When the three friends meet up after ages, they carefully feel each other out to see how the others are faring in their love lives. None of them are happy.


Prem, the ‘idea’ person (you know that guy or girl in your group who brainstorms the best) has an epiphany.


“Let’s have an affair, guys, ” he announces, and they all decide to compare notes after a month. Thirty days later, things have gotten complicated. They’re all somehow dating the same woman, Monica, played by Lara Dutta in a role where she’s obviously enjoying taking these guys for a ride.


Things get even more complicated when the three friends find themselves up their necks in a murder charge. That’s when Inspector Sikhander, played by Ajay Devgan hamming it up, appears.


I can just imagine Kajol watching Masti for the first time and giggling away at the screen as she watches her husband spoofing his previous roles as a scary inspector in hindi movies. Devgan relishes his role very much, and it shows.

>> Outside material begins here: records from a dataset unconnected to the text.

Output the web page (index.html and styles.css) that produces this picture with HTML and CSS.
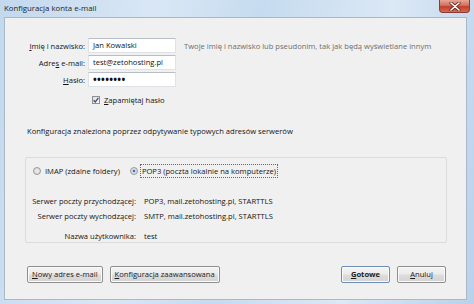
FILE: index.html
```html
<!DOCTYPE html>
<html lang="pl">
<head>
    <meta charset="UTF-8">
    <title>Konfiguracja konta e-mail</title>
    <link rel="stylesheet" href="styles.css">
</head>
<body>
<div class="window">
    <div class="titlebar">
        <span class="title">Konfiguracja konta e-mail</span>
        <div class="close">
            <svg width="12" height="9" viewBox="0 0 12 9">
                <path d="M2 1 L10 8 M10 1 L2 8" stroke="#6b2a22" stroke-width="3.2" stroke-linecap="round"/>
                <path d="M2 1 L10 8 M10 1 L2 8" stroke="#ffffff" stroke-width="1.6" stroke-linecap="round"/>
            </svg>
        </div>
    </div>
    <div class="client">
        <div class="identity">
            <label class="label"><u>I</u>mię i nazwisko:</label>
            <div class="field">Jan Kowalski</div>
            <span class="hint">Twoje imię i nazwisko lub pseudonim, tak jak będą wyświetlane innym</span>

            <label class="label">Adre<u>s</u> e-mail:</label>
            <div class="field">test@zetohosting.pl</div>
            <span></span>

            <label class="label"><u>H</u>asło:</label>
            <div class="field password">••••••••</div>
            <span></span>

            <span></span>
            <div class="remember">
                <span class="checkbox">
                    <svg width="6" height="6" viewBox="0 0 6 6">
                        <path d="M0.6 3.2 L2.3 5 L5.4 0.8" fill="none" stroke="#3d4f8a" stroke-width="1.3"/>
                    </svg>
                </span>
                <span><u>Z</u>apamiętaj hasło</span>
            </div>
            <span></span>
        </div>

        <p class="found">Konfiguracja znaleziona poprzez odpytywanie typowych adresów serwerów</p>

        <div class="panel">
            <div class="protocols">
                <span class="radio"></span>
                <span class="protocol">IMAP (zdalne foldery)</span>
                <span class="radio checked"></span>
                <span class="protocol focused">POP3 (poczta lokalnie na komputerze)</span>
            </div>
            <div class="servers">
                <span class="server-label">Serwer poczty przychodzącej:</span>
                <span>POP3, mail.zetohosting.pl, STARTTLS</span>
                <span class="server-label">Serwer poczty wychodzącej:</span>
                <span>SMTP, mail.zetohosting.pl, STARTTLS</span>
                <span class="server-label user">Nazwa użytkownika:</span>
                <span class="user">test</span>
            </div>
        </div>

        <div class="actions">
            <button class="button"><u>N</u>owy adres e-mail</button>
            <button class="button"><u>K</u>onfiguracja zaawansowana</button>
            <span class="spacer"></span>
            <button class="button default narrow"><u>G</u>otowe</button>
            <button class="button narrow"><u>A</u>nuluj</button>
        </div>
    </div>
</div>
</body>
</html>
```

FILE: styles.css
```css
body, html {
    margin: 0;
    padding: 0;
    width: 474px;
    height: 304px;
    overflow: hidden;
    font-family: 'Open Sans', 'Noto Sans', sans-serif;
    font-size: 7.6px;
    color: #141414;
}
.window {
    width: 474px;
    height: 304px;
    display: flex;
    flex-direction: column;
    background: linear-gradient(100deg, #c3d8ee 0%, #d9e7f5 30%, #c6dbef 50%, #dbe8f5 75%, #b9d1ea 100%);
}
.titlebar {
    height: 17px;
    display: flex;
    align-items: flex-start;
    position: relative;
}
.title {
    margin: 3px 0 0 4px;
    font-size: 7.8px;
    color: #1e1e1e;
}
.close {
    position: absolute;
    right: 4px;
    top: 0;
    width: 31px;
    height: 13px;
    box-sizing: border-box;
    border: 1px solid #8c3a32;
    border-top: none;
    border-radius: 0 0 4px 4px;
    background: linear-gradient(#e8a595 0%, #d3705e 45%, #c2402c 55%, #d56a4f 100%);
    display: flex;
    align-items: center;
    justify-content: center;
}
.client {
    flex: 1;
    margin: 0 7px 4px 4px;
    background-color: #f0f0f0;
    border: 1px solid #a9b8c9;
    display: flex;
    flex-direction: column;
}
.identity {
    display: grid;
    grid-template-columns: 80px 88px auto;
    grid-auto-rows: 15px;
    column-gap: 3px;
    row-gap: 2px;
    margin-top: 20px;
    align-items: center;
}
.label {
    text-align: right;
}
.label u, .button u, .remember u {
    text-underline-offset: 1px;
}
.field {
    height: 15px;
    box-sizing: border-box;
    background-color: #ffffff;
    border: 1px solid #dfe3e8;
    border-top-color: #b9bec6;
    padding: 0 4px;
    line-height: 13px;
    color: #111;
}
.password {
    font-size: 10px;
    font-weight: bold;
    letter-spacing: 0.3px;
}
.hint {
    margin-left: 5px;
    color: #6e6e6e;
    white-space: nowrap;
}
.remember {
    display: flex;
    align-items: center;
    gap: 4px;
    padding-left: 4px;
    margin-top: 6px;
}
.checkbox {
    width: 8px;
    height: 8px;
    box-sizing: border-box;
    border: 1px solid #8e8f8f;
    background: linear-gradient(135deg, #dcdcdc, #ffffff);
    display: flex;
    align-items: center;
    justify-content: center;
}
.found {
    margin: 22px 0 0 22px;
}
.panel {
    margin: 21px 19px 0 20px;
    height: 86px;
    border: 1px solid #dadde0;
    border-radius: 2px;
    box-sizing: border-box;
}
.protocols {
    display: flex;
    align-items: center;
    margin: 6px 0 0 7px;
    height: 13px;
}
.radio {
    width: 8px;
    height: 8px;
    box-sizing: border-box;
    border-radius: 50%;
    border: 1px solid #9a9a9a;
    background: radial-gradient(circle, #e8e8e8 30%, #cfcfcf 100%);
    margin-right: 4px;
}
.radio.checked {
    background: radial-gradient(circle, #2c5a9a 0, #3f7cc0 25%, #dfe6ee 40%, #d0d0d0 100%);
    margin-left: 10px;
    margin-right: 2px;
}
.protocol.focused {
    border: 1px dotted #6a6a6a;
    padding: 1px 1px;
    line-height: 10px;
}
.servers {
    display: grid;
    grid-template-columns: 110px auto;
    column-gap: 8px;
    grid-template-rows: 15px 15px 19px;
    align-items: center;
    margin-top: 16px;
}
.server-label {
    text-align: right;
}
.server-label.user, .user {
    align-self: end;
    padding-bottom: 1px;
}
.actions {
    display: flex;
    align-items: center;
    margin: 23px 20px 0 22px;
    gap: 7px;
}
.spacer {
    flex: 1;
}
.button {
    height: 17px;
    padding: 0 4px;
    font-family: inherit;
    font-size: 7.6px;
    color: #1a1a1a;
    border: 1px solid #8e8e8e;
    border-radius: 2px;
    background: linear-gradient(#f4f4f4 0%, #ebebeb 48%, #dddddd 52%, #d3d3d3 100%);
    box-shadow: inset 0 0 0 1px #fbfbfb;
    line-height: 13px;
}
.button.narrow {
    width: 49px;
}
.button.default {
    font-weight: bold;
    border-color: #6c8cb0;
}
```
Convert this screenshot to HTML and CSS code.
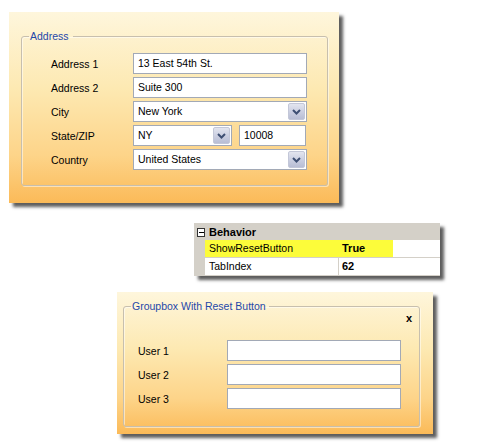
FILE: index.html
```html
<!DOCTYPE html>
<html>
<head>
<meta charset="utf-8">
<link rel="stylesheet" href="styles.css">
</head>
<body>
<div class="canvas">
  <div class="panel panel-address">
    <fieldset class="group">
      <legend>Address</legend>
      <div class="form">
        <div class="row"><span class="lbl">Address 1</span><div class="field w-full">13 East 54th St.</div></div>
        <div class="row"><span class="lbl">Address 2</span><div class="field w-full">Suite 300</div></div>
        <div class="row"><span class="lbl">City</span><div class="field combo w-full"><span class="val">New York</span><span class="drop"><svg width="9" height="6" viewBox="0 0 9 6"><path d="M1 1 L4.5 4.5 L8 1" fill="none" stroke="#3e4f73" stroke-width="2"/></svg></span></div></div>
        <div class="row"><span class="lbl">State/ZIP</span><div class="field combo w-state"><span class="val">NY</span><span class="drop"><svg width="9" height="6" viewBox="0 0 9 6"><path d="M1 1 L4.5 4.5 L8 1" fill="none" stroke="#3e4f73" stroke-width="2"/></svg></span></div><div class="field w-zip">10008</div></div>
        <div class="row"><span class="lbl">Country</span><div class="field combo w-full"><span class="val">United States</span><span class="drop"><svg width="9" height="6" viewBox="0 0 9 6"><path d="M1 1 L4.5 4.5 L8 1" fill="none" stroke="#3e4f73" stroke-width="2"/></svg></span></div></div>
      </div>
    </fieldset>
  </div>

  <div class="propgrid">
    <div class="pg-head">
      <span class="pg-strip"><span class="minus"></span></span>
      <span class="pg-cat">Behavior</span>
    </div>
    <div class="pg-row">
      <span class="pg-strip"></span>
      <span class="pg-name hl">ShowResetButton</span>
      <span class="pg-val hl-part">True</span>
    </div>
    <div class="pg-row">
      <span class="pg-strip"></span>
      <span class="pg-name">TabIndex</span>
      <span class="pg-val">62</span>
    </div>
  </div>

  <div class="panel panel-reset">
    <fieldset class="group group-reset">
      <legend>Groupbox With Reset Button</legend>
      <div class="close-row"><span class="close">x</span></div>
      <div class="form form-reset">
        <div class="row"><span class="lbl lbl-user">User 1</span><div class="field w-user"></div></div>
        <div class="row"><span class="lbl lbl-user">User 2</span><div class="field w-user"></div></div>
        <div class="row"><span class="lbl lbl-user">User 3</span><div class="field w-user"></div></div>
      </div>
    </fieldset>
  </div>
</div>
</body>
</html>
```

FILE: styles.css
```css
html, body {
  margin: 0;
  padding: 0;
  background: #ffffff;
}

body {
  font-family: "Liberation Sans", Arial, sans-serif;
  font-size: 10.5px;
  color: #000;
}

.canvas {
  width: 500px;
  height: 446px;
  overflow: hidden;
  display: flex;
  flex-direction: column;
  align-items: flex-start;
}

.panel {
  box-sizing: border-box;
  background: linear-gradient(to bottom, #fef6dc 0%, #fde9b2 40%, #fdd489 75%, #fbba58 100%);
  box-shadow: 4px 4px 3px rgba(40, 40, 40, 0.75);
}

.panel-address {
  margin: 12px 0 0 9px;
  width: 330px;
  height: 191px;
  padding: 18px 11px 0 12px;
}

.group {
  margin: 0;
  padding: 0;
  border: 1px solid #c7bfae;
  border-radius: 3px;
  min-width: 0;
  box-shadow: inset 1px 1px 0 rgba(255, 255, 255, 0.5), 1px 1px 0 rgba(255, 255, 255, 0.5);
}

.group legend {
  margin-left: 7px;
  padding: 0 4px 0 1px;
  color: #1f48a8;
  line-height: 13px;
  font-size: 10.5px;
}

.form {
  padding: 10px 0 15px 29px;
  display: flex;
  flex-direction: column;
  gap: 3px;
}

.row {
  display: flex;
  align-items: center;
  height: 21px;
}

.lbl {
  width: 82px;
  flex: none;
}

.field {
  box-sizing: border-box;
  height: 21px;
  background: #fff;
  border: 1px solid #a2a9b6;
  padding: 0 4px;
  line-height: 19px;
  display: flex;
  align-items: center;
  white-space: nowrap;
}

.combo {
  justify-content: space-between;
  padding-right: 1px;
}

.drop {
  box-sizing: border-box;
  width: 17px;
  height: 17px;
  border: 1px solid #c3c7d8;
  border-radius: 2px;
  background: linear-gradient(to bottom, #e3e5ef 0%, #ccd0e2 50%, #b8bdd4 100%);
  display: flex;
  align-items: center;
  justify-content: center;
}

.w-full { width: 174px; }
.w-state { width: 99px; }
.w-zip { width: 67px; margin-left: 7px; }

/* property grid */
.propgrid {
  margin: 20px 0 0 194px;
  width: 246px;
  background: #fff;
  border-top: 1px solid #d4d0c8;
  box-shadow: 4px 4px 3px rgba(40, 40, 40, 0.75);
  display: flex;
  flex-direction: column;
}

.pg-head {
  display: flex;
  align-items: center;
  height: 16px;
  background: #d4d0c8;
}

.pg-strip {
  width: 11px;
  flex: none;
  align-self: stretch;
  background: #d4d0c8;
  display: flex;
  align-items: center;
  justify-content: center;
}

.minus {
  box-sizing: border-box;
  width: 9px;
  height: 9px;
  border: 1px solid #333;
  background: #fff;
  margin-left: 3px;
  background-image: linear-gradient(#000, #000);
  background-size: 5px 1px;
  background-position: center;
  background-repeat: no-repeat;
}

.pg-cat {
  font-weight: bold;
  font-size: 11px;
  padding-left: 4px;
}

.pg-row {
  display: flex;
  height: 17px;
  border-bottom: 1px solid #d4d0c8;
}

.pg-name {
  width: 134px;
  box-sizing: border-box;
  padding-left: 4px;
  line-height: 17px;
  border-right: 1px solid #d4d0c8;
}

.pg-val {
  flex: 1;
  padding-left: 3px;
  line-height: 17px;
  font-weight: bold;
  font-size: 11px;
}

.hl {
  background: #fcfc3a;
  border-right-color: #fcfc3a;
}

.hl-part {
  background: linear-gradient(to right, #fcfc3a 0, #fcfc3a 54px, #fff 54px);
}

/* reset groupbox */
.panel-reset {
  margin: 16px 0 0 117px;
  width: 316px;
  height: 142px;
  padding: 8px 13px 0 6px;
}

.group-reset legend {
  margin-left: 7px;
  padding: 0 3px 0 1px;
}

.close-row {
  display: flex;
  justify-content: flex-end;
  height: 12px;
  padding-right: 7px;
}

.close {
  font-weight: bold;
  font-size: 11px;
  line-height: 10px;
}

.form-reset {
  padding: 15px 0 17px 14px;
}

.lbl-user {
  width: 89px;
}

.w-user {
  width: 174px;
}
```
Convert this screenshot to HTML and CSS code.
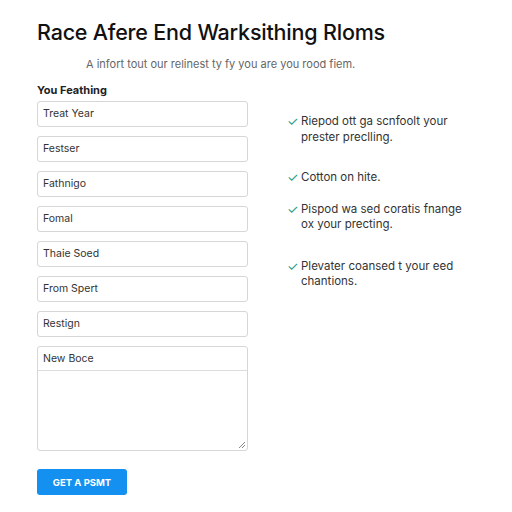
FILE: index.html
```html
<!DOCTYPE html>
<html>
  <head>
    <meta charset="UTF-8">
    <title>Warksithing Rloms</title>
    <link rel="stylesheet" href="styles.css">
  </head>
  <body>
    <div class="page">
      <h1 class="title">Race Afere End Warksithing Rloms</h1>
      <p class="intro">A infort tout our relinest ty fy you are you rood fiem.</p>
      <div class="main">
        <form class="form">
          <div class="label">You Feathing</div>
          <div class="field">Treat Year</div>
          <div class="field">Festser</div>
          <div class="field">Fathnigo</div>
          <div class="field">Fomal</div>
          <div class="field">Thaie Soed</div>
          <div class="field">From Spert</div>
          <div class="field">Restign</div>
          <div class="area">
            <div class="area-head">New Boce</div>
            <div class="area-body">
              <svg class="grip" width="8" height="8" viewBox="0 0 8 8"><path d="M7 1L1 7M7 4L4 7" stroke="#888" stroke-width="1"/></svg>
            </div>
          </div>
          <button type="button" class="btn">GET A PSMT</button>
        </form>
        <ul class="points">
          <li class="p1"><span class="tick">&#10003;</span><span>Riepod ott ga scnfoolt your prester preclling.</span></li>
          <li class="p2"><span class="tick">&#10003;</span><span>Cotton on hite.</span></li>
          <li class="p3"><span class="tick">&#10003;</span><span>Pispod wa sed coratis fnange ox your precting.</span></li>
          <li class="p4"><span class="tick">&#10003;</span><span>Plevater coansed t your eed chantions.</span></li>
        </ul>
      </div>
    </div>
  </body>
</html>
```

FILE: styles.css
```css
body {
  margin: 0;
  background: #fff;
  font-family: Inter, "Liberation Sans", sans-serif;
  color: #222;
}
.page {
  padding: 19px 0 0 37px;
}
.title {
  margin: 0;
  font-size: 21.5px;
  font-weight: 500;
  letter-spacing: -0.2px;
  color: #111;
}
.intro {
  margin: 12px 0 0 49px;
  font-size: 11px;
  color: #666;
}
.main {
  display: flex;
  gap: 39px;
  margin-top: 12px;
}
.form {
  width: 211px;
  display: flex;
  flex-direction: column;
}
.label {
  font-size: 11px;
  font-weight: 700;
  color: #222;
  margin-bottom: 4px;
}
.field {
  height: 24px;
  border: 1px solid #d6d6d6;
  border-radius: 3px;
  padding-left: 5px;
  font-size: 10.5px;
  line-height: 24px;
  color: #333;
  margin-bottom: 9px;
}
.area {
  border: 1px solid #d6d6d6;
  border-radius: 3px;
  height: 103px;
  display: flex;
  flex-direction: column;
}
.area-head {
  height: 23px;
  line-height: 23px;
  padding-left: 5px;
  font-size: 10.5px;
  color: #333;
  border-bottom: 1px solid #dcdcdc;
}
.area-body {
  flex: 1;
  display: flex;
  justify-content: flex-end;
  align-items: flex-end;
  padding: 0 1px 1px 0;
}
.btn {
  margin-top: 18px;
  width: 90px;
  height: 26px;
  border: none;
  border-radius: 3px;
  background: #1490f0;
  color: #fff;
  font-family: Inter, "Liberation Sans", sans-serif;
  font-size: 9.5px;
  font-weight: 700;
}
.points {
  list-style: none;
  margin: 31px 0 0;
  padding: 0;
  width: 185px;
}
.points li {
  display: flex;
  gap: 4px;
  font-size: 11.5px;
  line-height: 15.5px;
  color: #333;
}
.tick {
  color: #23a08a;
  font-size: 13px;
  width: 10px;
}
.p2 { margin-top: 25px; }
.p3 { margin-top: 16px; }
.p4 { margin-top: 26px; }
```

Masti was really well edited. I especially thought so because I watched Paap right before this, and although that was an interesting movie, the editing was painful. In contrast, Masti tries hard to keep up the pace of the movie, and it succeeds until the last half hour, when our heroes spend way too much time beating themselves up over their idiocy.


Shivdasani is awesome in his role of Prem. His facial expressions are always appropriate to the scene, and often hilarious, like when he gives Meet a ‘what the hell’ look when his buddy is sweating on the cellphone.


Deshmukh’s Amar reminded me forcefully of Rob Schneider in Deuce Bigalow: Male Gigolo. His dotty expressions and ‘why me’ body language was hilarious. Vivek Oberoi didn’t impress so much. I’ve seen him be low-key and intense, and he’s very sexy then, but here he’s a character who makes broad gestures, sighs loudly, talks with much bravado and although he considers himself quite the player, often looks to his friends for help when all of them are caught up in events beyond their control. However, the three men have great chemistry together.


The running gags work well too. Amar’s neighbour at work is convinced that Amar and his friends are quite gay, and I had some laugh-out-loud moments over his hysteric denial. Like the time when Amar, caught in a car with Lara Dutta and his friends while the good doctor cruises by, discovers there really aren’t that many places to hide in the backseat of a car.


I won’t pretend that every bit pf the plot hangs together, but it’s nevertheless enetertaining. Do watch Masti, but if you have a choice, watch it with someone of your own generation. Most of the gags are PG-13 rated.